Commodities: Major Reversal
In an incredible change of direction, the broad basket of commodities sold off about 20% in the month of June. While oil is still trying to hold on to a positive trend, just about every other hard and soft commodity is now in a clear down trend. An interesting observation is that broadly, commodities are now trading at prices seen prior to the Russian incursion, which sent prices flying higher. So it’s possible that commodity prices are stabilizing, post invasion.
What to make of this move? Is inflation subsiding or is demand cratering? Here’s a look at copper, one of the bellwethers of economic growth. Copper is used in industrial production and construction and tends to lead economic growth. Copper is down around 30% since April and is now trading near pre-Covid highs from 2018. The good and the bad of this move is that this may be an early sign of inflation receding, but it could be coming at the expense of future growth.
Gold finally broke the support we were watching and will now have to do a significant amount of work to get back into a positive trend. We’ll sit on the sidelines and wait until an uptrend is resumed.

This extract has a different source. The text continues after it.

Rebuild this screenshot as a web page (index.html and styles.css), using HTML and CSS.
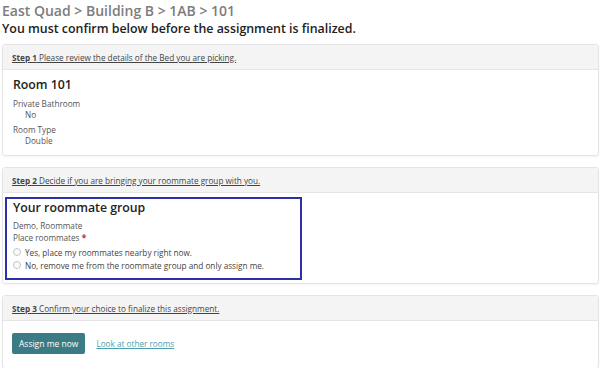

Fixed Income: Inflation or Recession?
The 10-year U.S. Treasury bond rate went flying higher in June, hitting 3.5% – the highest we’ve seen since 2011. That peak was right at the Fed’s June rate hike, but expectations fell for future 2022 rate hikes, and the 10-year UST retreated back to the key support level of 2.8%. Those are huge moves – nearly 25% in both directions – to occur in such a short period of time. We can’t help but wonder if the bond market has shifted focus from inflation to recession. If inflation is the concern, rates should go higher. If recession is the concern, rates should go lower. The recession concern seems very real as we could be facing back-to-back negative quarters of GDP (as mentioned in the domestic equity section above), which rarely occurs outside of a recession.
With interest rates “out of bounds” on a longer-term picture, and growth stalling, mean reversion of rates could bring us back significantly lower.
All Terrain Portfolio Update
Our signals and indicators continued to rotate out of risk assets, as we now carry over 93% cash in the All Terrain Portfolio. Despite our wide ranging potential investment exposures allowed by our model, there are very few investment options that fit our criteria currently. We will continue to wait for investment opportunities, and in the meantime, follow our indicators and process to adjust risk as new data is presented.
Past performance is not indicative of future results. Other asset classes or investment vehicles may be used in client portfolios and client portfolios may not hold all positions of the model at the same time as the model. This chart and its representations are only for use in correlation to the proprietary timing model by Arkenstone Financial, Registered Investment Advisor. Actual client and All Terrain Portfolio(TM) positions may differ from this representation.